CAG of the left coronary artery (A) shows significant stenosis in the proximal left anterior descending artery (arrow), as well as in the proximal and distal segments of the left circumflex artery (arrow head). CAG of the right coronary artery (B) reveals no critical stenosis. CAG, coronary angiography.

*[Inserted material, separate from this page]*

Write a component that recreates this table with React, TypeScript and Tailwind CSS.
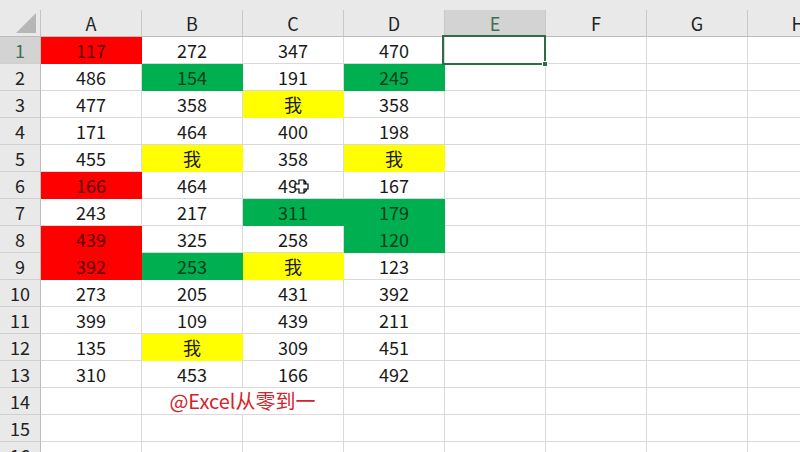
import React from "react";

type Fill = "R" | "G" | "Y" | "";
type Cell = { v: string; f?: Fill };

const data: Cell[][] = [
  [{ v: "117", f: "R" }, { v: "272" }, { v: "347" }, { v: "470" }],
  [{ v: "486" }, { v: "154", f: "G" }, { v: "191" }, { v: "245", f: "G" }],
  [{ v: "477" }, { v: "358" }, { v: "我", f: "Y" }, { v: "358" }],
  [{ v: "171" }, { v: "464" }, { v: "400" }, { v: "198" }],
  [{ v: "455" }, { v: "我", f: "Y" }, { v: "358" }, { v: "我", f: "Y" }],
  [{ v: "166", f: "R" }, { v: "464" }, { v: "493" }, { v: "167" }],
  [{ v: "243" }, { v: "217" }, { v: "311", f: "G" }, { v: "179", f: "G" }],
  [{ v: "439", f: "R" }, { v: "325" }, { v: "258" }, { v: "120", f: "G" }],
  [{ v: "392", f: "R" }, { v: "253", f: "G" }, { v: "我", f: "Y" }, { v: "123" }],
  [{ v: "273" }, { v: "205" }, { v: "431" }, { v: "392" }],
  [{ v: "399" }, { v: "109" }, { v: "439" }, { v: "211" }],
  [{ v: "135" }, { v: "我", f: "Y" }, { v: "309" }, { v: "451" }],
  [{ v: "310" }, { v: "453" }, { v: "166" }, { v: "492" }],
];

const cols = ["A", "B", "C", "D", "E", "F", "G", "H"];

const fillCls: Record<string, string> = {
  R: "bg-[#ff0000] border-[#ff0000] text-[#5a0000]",
  G: "bg-[#00b050] border-[#00b050] text-[#063d1c]",
  Y: "bg-[#ffff00] border-[#ffff00] text-[#1a1a1a]",
  "": "bg-white border-[#d9d9d9] text-[#1a1a1a]",
};

function RowHeader({ n, active }: { n: number; active?: boolean }) {
  return (
    <div
      className={`w-[41px] h-[27px] shrink-0 flex items-center justify-center border-r border-b border-r-[#bcbcbc] border-b-[#d0d0d0] ${
        active ? "bg-[#d3d3d3] text-[#3f6e52]" : "bg-[#e9e9e9] text-[#222]"
      }`}
    >
      {n}
    </div>
  );
}

function DataCell({ c }: { c?: Cell }) {
  const f = (c?.f ?? "") as string;
  return (
    <div
      className={`w-[101px] h-[27px] shrink-0 flex items-center justify-center border-r border-b ${fillCls[f]}`}
    >
      {c?.v ?? ""}
    </div>
  );
}

export default function App() {
  return (
    <div
      className="relative w-[800px] h-[452px] overflow-hidden bg-white text-[18px] leading-none"
      style={{ fontFamily: '"Noto Sans CJK SC", "Noto Sans", sans-serif' }}
    >
      {/* top band */}
      <div className="h-[10px] bg-[#e9e9e9]" />
      {/* column header */}
      <div className="flex h-[27px] bg-[#e9e9e9]">
        <div className="w-[41px] h-[27px] shrink-0 border-r border-b border-r-[#c4c4c4] border-b-[#bcbcbc] flex items-end justify-end pr-[4px] pb-[3px]">
          <svg width="20" height="20" viewBox="0 0 20 20">
            <polygon points="0,20 20,20 20,0" fill="#b6b6b6" />
          </svg>
        </div>
        {cols.map((c) => (
          <div
            key={c}
            className={`w-[101px] h-[27px] shrink-0 flex items-center justify-center border-r border-b border-r-[#c8c8c8] border-b-[#bcbcbc] ${
              c === "E" ? "bg-[#d3d3d3] text-[#3f6e52]" : "text-[#222]"
            }`}
          >
            {c}
          </div>
        ))}
      </div>
      {/* data rows */}
      {data.map((row, i) => (
        <div key={i} className="flex">
          <RowHeader n={i + 1} active={i === 0} />
          {cols.map((_, j) => (
            <DataCell key={j} c={row[j]} />
          ))}
        </div>
      ))}
      {/* row 14 with merged B:C */}
      <div className="flex">
        <RowHeader n={14} />
        <DataCell />
        <div className="w-[202px] h-[27px] shrink-0 flex items-center justify-center border-r border-b border-[#d9d9d9] text-[#d4232b] text-[20px]">
          @Excel从零到一
        </div>
        {[3, 4, 5, 6, 7].map((j) => (
          <DataCell key={j} />
        ))}
      </div>
      {[15, 16].map((n) => (
        <div key={n} className="flex">
          <RowHeader n={n} />
          {cols.map((_, j) => (
            <DataCell key={j} />
          ))}
        </div>
      ))}

      {/* selection box on E1 */}
      <div className="absolute left-[442px] top-[35px] w-[104px] h-[30px] border-2 border-[#2f6b47]" />
      <div className="absolute left-[542px] top-[61px] w-[6px] h-[6px] bg-[#2f6b47] border border-white" />

      {/* fat cross cursor */}
      <svg
        className="absolute left-[294px] top-[179px]"
        width="15"
        height="15"
        viewBox="0 0 15 15"
      >
        <path
          d="M5 1 H10 V5 H14 V10 H10 V14 H5 V10 H1 V5 H5 Z"
          fill="#ffffff"
          stroke="#000000"
          strokeWidth="1.2"
        />
      </svg>
    </div>
  );
}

She was treated with methimazole (10mg twice a day), dexamethasone (0.5mg twice a day for 1 week), and beta blockers (carvedilol 25mg twice a day) and just after 3 days of treatment, her symptoms dramatically improved without coronary revascularization and her blood pressure was controlled at 134/66mmHg with a heart rate of 80 bpm. Follow-up TTE revealed a disappearance of MVO and a normalized ejection fraction of 70%(Fig. 3). After 2 weeks of treatment, she underwent coronary artery bypass surgery and a concomitant lobectomy of a lung mass via a video-assisted thoracoscopic surgery. The lung mass was confirmed as an adenocarcinoma.
In an apical four-chamber view of the 2 dimensional TTE and color-flow Doppler imaging (A), the MVO during end-systole (top) and poststenotic turbulence disappear (bottom). The high velocity, late-peaking jet typical of a MVO is no longer seen in the continuous-wave Doppler imaging even after the Valsalva maneuver (B and C). TTE, transthoracic echocardiography; MVO, mid-ventricular obstruction; LA, left atrium; LV, left ventricle; RA, right atrium; RV, right ventricle.
DISCUSSION
We detailed a case of a woman with chest pain and MVO caused by hyperthyroidism. MVO in patients with HCM is defined as peak instantaneous Doppler mid-ventricular pressure gradient of ≥30mmHg, but the threshold for invasive treatment is usually considered to be ≥50mmHg [1,2]. Before considering invasive treatment, a systematic assessment, such as whether there are any alternative or additional explanations for the symptoms, is essential for symptomatic patients with MVO gradient ≥50mmHg, despite maximally tolerated drug therapy [1]. For clinical purposes, it seems reasonable to expand this guideline to include symptomatic MVO in patients without HCM, despite little supporting data due to its relative rarity. We considered that hyperthyroidism was the true cause of her high blood pressure, increased cardiac contractility, and MVO, which led to an increased myocardial oxygen demand and an aggravation of chest pain with underlying CAD[4]. Finally, we were able to relieve her chest pain and reduced the risk of unnecessary myectomy or coronary revascularization by treating the hyperthyroidism itself.
Our case showed that MVO could be a clue to diagnose hidden underlying diseases, such as hyperthyroidism. Careful consideration and evaluation of the underlying cause of MVO can provide an important clue in making a diagnosis and leading to an appropriate treatment.
Notes
Conflicts of interest
The authors have no financial conflicts of interest.